• [Exercise description] Emit the data below verbatim, stripping out any pictures.

▼

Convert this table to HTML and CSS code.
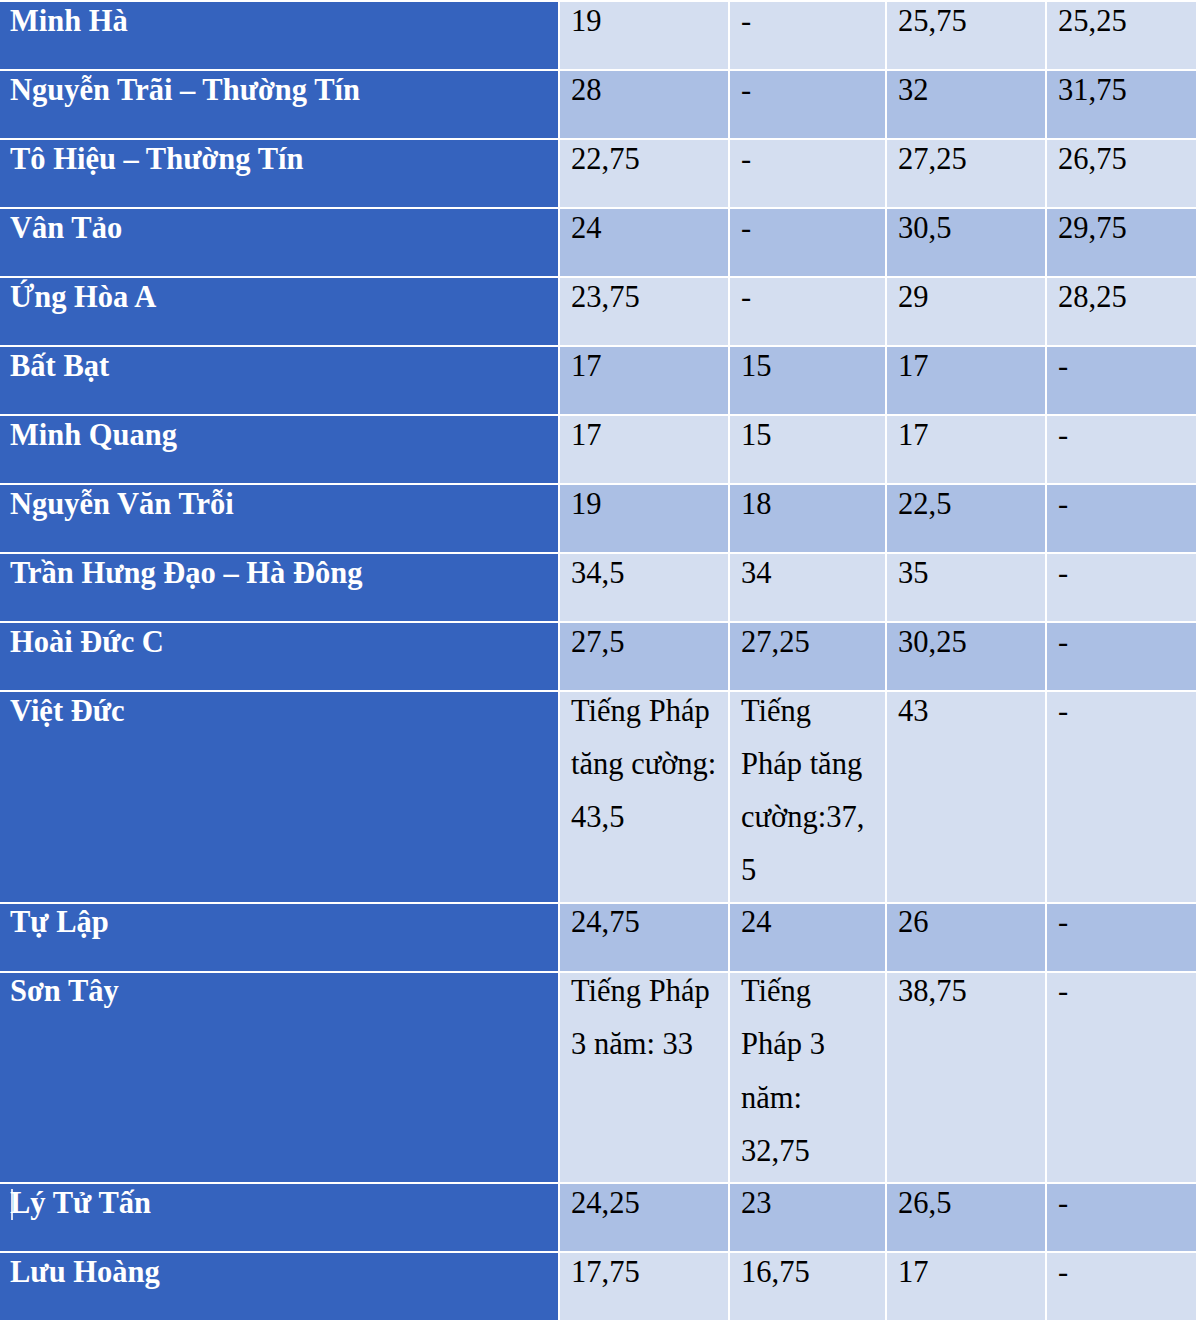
FILE: index.html
```html
<!DOCTYPE html>
<html lang="vi">
<head>
<meta charset="utf-8">
<title>Điểm chuẩn</title>
<link rel="stylesheet" href="styles.css">
</head>
<body>
<table class="scores">
  <colgroup>
    <col class="c-name"><col class="c-a"><col class="c-b"><col class="c-c"><col class="c-d">
  </colgroup>
  <tbody>
    <tr class="light"><th><div class="t">Minh Hà</div></th><td><div class="t">19</div></td><td><div class="t">-</div></td><td><div class="t">25,75</div></td><td><div class="t">25,25</div></td></tr>
    <tr class="mid"><th><div class="t">Nguyễn Trãi – Thường Tín</div></th><td><div class="t">28</div></td><td><div class="t">-</div></td><td><div class="t">32</div></td><td><div class="t">31,75</div></td></tr>
    <tr class="light"><th><div class="t">Tô Hiệu – Thường Tín</div></th><td><div class="t">22,75</div></td><td><div class="t">-</div></td><td><div class="t">27,25</div></td><td><div class="t">26,75</div></td></tr>
    <tr class="mid"><th><div class="t">Vân Tảo</div></th><td><div class="t">24</div></td><td><div class="t">-</div></td><td><div class="t">30,5</div></td><td><div class="t">29,75</div></td></tr>
    <tr class="light"><th><div class="t">Ứng Hòa A</div></th><td><div class="t">23,75</div></td><td><div class="t">-</div></td><td><div class="t">29</div></td><td><div class="t">28,25</div></td></tr>
    <tr class="mid"><th><div class="t">Bất Bạt</div></th><td><div class="t">17</div></td><td><div class="t">15</div></td><td><div class="t">17</div></td><td><div class="t">-</div></td></tr>
    <tr class="light"><th><div class="t">Minh Quang</div></th><td><div class="t">17</div></td><td><div class="t">15</div></td><td><div class="t">17</div></td><td><div class="t">-</div></td></tr>
    <tr class="mid"><th><div class="t">Nguyễn Văn Trỗi</div></th><td><div class="t">19</div></td><td><div class="t">18</div></td><td><div class="t">22,5</div></td><td><div class="t">-</div></td></tr>
    <tr class="light"><th><div class="t">Trần Hưng Đạo – Hà Đông</div></th><td><div class="t">34,5</div></td><td><div class="t">34</div></td><td><div class="t">35</div></td><td><div class="t">-</div></td></tr>
    <tr class="mid"><th><div class="t">Hoài Đức C</div></th><td><div class="t">27,5</div></td><td><div class="t">27,25</div></td><td><div class="t">30,25</div></td><td><div class="t">-</div></td></tr>
    <tr class="light"><th><div class="t">Việt Đức</div></th><td><div class="t">Tiếng Pháp<br>tăng cường:<br>43,5</div></td><td><div class="t">Tiếng<br>Pháp tăng<br>cường:37,<br>5</div></td><td><div class="t">43</div></td><td><div class="t">-</div></td></tr>
    <tr class="mid"><th><div class="t">Tự Lập</div></th><td><div class="t">24,75</div></td><td><div class="t">24</div></td><td><div class="t">26</div></td><td><div class="t">-</div></td></tr>
    <tr class="light"><th><div class="t">Sơn Tây</div></th><td><div class="t">Tiếng Pháp<br>3 năm: 33</div></td><td><div class="t">Tiếng<br>Pháp 3<br>năm:<br>32,75</div></td><td><div class="t">38,75</div></td><td><div class="t">-</div></td></tr>
    <tr class="mid"><th><div class="t"><span class="caret"></span>Lý Tử Tấn</div></th><td><div class="t">24,25</div></td><td><div class="t">23</div></td><td><div class="t">26,5</div></td><td><div class="t">-</div></td></tr>
    <tr class="light"><th><div class="t">Lưu Hoàng</div></th><td><div class="t">17,75</div></td><td><div class="t">16,75</div></td><td><div class="t">17</div></td><td><div class="t">-</div></td></tr>
  </tbody>
</table>
</body>
</html>
```

FILE: styles.css
```css
html, body {
  margin: 0;
  padding: 0;
  background: #ffffff;
  overflow: hidden;
}

.scores {
  border-collapse: separate;
  border-spacing: 2px;
  table-layout: fixed;
  margin-left: -2px;
  width: 1202px;
  font-family: "Liberation Serif", "Times New Roman", serif;
  font-size: 30.5px;
  color: #000000;
}

.c-name { width: 558px; }
.c-a { width: 168px; }
.c-b { width: 155px; }
.c-c { width: 158px; }
.c-d { width: 151px; }

.scores th,
.scores td {
  box-sizing: border-box;
  height: 67px;
  padding: 0 4px 4px 11px;
  vertical-align: top;
  text-align: left;
  font-weight: normal;
}

.scores th {
  background: #3563be;
  color: #ffffff;
  font-weight: bold;
  padding-left: 10px;
}

.light td { background: #d4def0; }
.mid td { background: #abbfe4; }

.t {
  line-height: 53.3px;
  margin-top: -7.5px;
  white-space: nowrap;
}

.caret {
  display: inline-block;
  width: 2px;
  height: 31px;
  background: #d8e0f2;
  vertical-align: -7px;
  margin-left: 1px;
  margin-right: -3px;
}
```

▲

• [Correct answer]
Convert this table to HTML and CSS code.
FILE: index.html
```html
<!DOCTYPE html>
<html lang="vi">
<head>
<meta charset="utf-8">
<title>Điểm chuẩn</title>
<link rel="stylesheet" href="styles.css">
</head>
<body>
<table class="scores">
  <colgroup>
    <col class="c-name"><col class="c-a"><col class="c-b"><col class="c-c"><col class="c-d">
  </colgroup>
  <tbody>
    <tr class="light"><th><div class="t">Minh Hà</div></th><td><div class="t">19</div></td><td><div class="t">-</div></td><td><div class="t">25,75</div></td><td><div class="t">25,25</div></td></tr>
    <tr class="mid"><th><div class="t">Nguyễn Trãi – Thường Tín</div></th><td><div class="t">28</div></td><td><div class="t">-</div></td><td><div class="t">32</div></td><td><div class="t">31,75</div></td></tr>
    <tr class="light"><th><div class="t">Tô Hiệu – Thường Tín</div></th><td><div class="t">22,75</div></td><td><div class="t">-</div></td><td><div class="t">27,25</div></td><td><div class="t">26,75</div></td></tr>
    <tr class="mid"><th><div class="t">Vân Tảo</div></th><td><div class="t">24</div></td><td><div class="t">-</div></td><td><div class="t">30,5</div></td><td><div class="t">29,75</div></td></tr>
    <tr class="light"><th><div class="t">Ứng Hòa A</div></th><td><div class="t">23,75</div></td><td><div class="t">-</div></td><td><div class="t">29</div></td><td><div class="t">28,25</div></td></tr>
    <tr class="mid"><th><div class="t">Bất Bạt</div></th><td><div class="t">17</div></td><td><div class="t">15</div></td><td><div class="t">17</div></td><td><div class="t">-</div></td></tr>
    <tr class="light"><th><div class="t">Minh Quang</div></th><td><div class="t">17</div></td><td><div class="t">15</div></td><td><div class="t">17</div></td><td><div class="t">-</div></td></tr>
    <tr class="mid"><th><div class="t">Nguyễn Văn Trỗi</div></th><td><div class="t">19</div></td><td><div class="t">18</div></td><td><div class="t">22,5</div></td><td><div class="t">-</div></td></tr>
    <tr class="light"><th><div class="t">Trần Hưng Đạo – Hà Đông</div></th><td><div class="t">34,5</div></td><td><div class="t">34</div></td><td><div class="t">35</div></td><td><div class="t">-</div></td></tr>
    <tr class="mid"><th><div class="t">Hoài Đức C</div></th><td><div class="t">27,5</div></td><td><div class="t">27,25</div></td><td><div class="t">30,25</div></td><td><div class="t">-</div></td></tr>
    <tr class="light"><th><div class="t">Việt Đức</div></th><td><div class="t">Tiếng Pháp<br>tăng cường:<br>43,5</div></td><td><div class="t">Tiếng<br>Pháp tăng<br>cường:37,<br>5</div></td><td><div class="t">43</div></td><td><div class="t">-</div></td></tr>
    <tr class="mid"><th><div class="t">Tự Lập</div></th><td><div class="t">24,75</div></td><td><div class="t">24</div></td><td><div class="t">26</div></td><td><div class="t">-</div></td></tr>
    <tr class="light"><th><div class="t">Sơn Tây</div></th><td><div class="t">Tiếng Pháp<br>3 năm: 33</div></td><td><div class="t">Tiếng<br>Pháp 3<br>năm:<br>32,75</div></td><td><div class="t">38,75</div></td><td><div class="t">-</div></td></tr>
    <tr class="mid"><th><div class="t"><span class="caret"></span>Lý Tử Tấn</div></th><td><div class="t">24,25</div></td><td><div class="t">23</div></td><td><div class="t">26,5</div></td><td><div class="t">-</div></td></tr>
    <tr class="light"><th><div class="t">Lưu Hoàng</div></th><td><div class="t">17,75</div></td><td><div class="t">16,75</div></td><td><div class="t">17</div></td><td><div class="t">-</div></td></tr>
  </tbody>
</table>
</body>
</html>
```

FILE: styles.css
```css
html, body {
  margin: 0;
  padding: 0;
  background: #ffffff;
  overflow: hidden;
}

.scores {
  border-collapse: separate;
  border-spacing: 2px;
  table-layout: fixed;
  margin-left: -2px;
  width: 1202px;
  font-family: "Liberation Serif", "Times New Roman", serif;
  font-size: 30.5px;
  color: #000000;
}

.c-name { width: 558px; }
.c-a { width: 168px; }
.c-b { width: 155px; }
.c-c { width: 158px; }
.c-d { width: 151px; }

.scores th,
.scores td {
  box-sizing: border-box;
  height: 67px;
  padding: 0 4px 4px 11px;
  vertical-align: top;
  text-align: left;
  font-weight: normal;
}

.scores th {
  background: #3563be;
  color: #ffffff;
  font-weight: bold;
  padding-left: 10px;
}

.light td { background: #d4def0; }
.mid td { background: #abbfe4; }

.t {
  line-height: 53.3px;
  margin-top: -7.5px;
  white-space: nowrap;
}

.caret {
  display: inline-block;
  width: 2px;
  height: 31px;
  background: #d8e0f2;
  vertical-align: -7px;
  margin-left: 1px;
  margin-right: -3px;
}
```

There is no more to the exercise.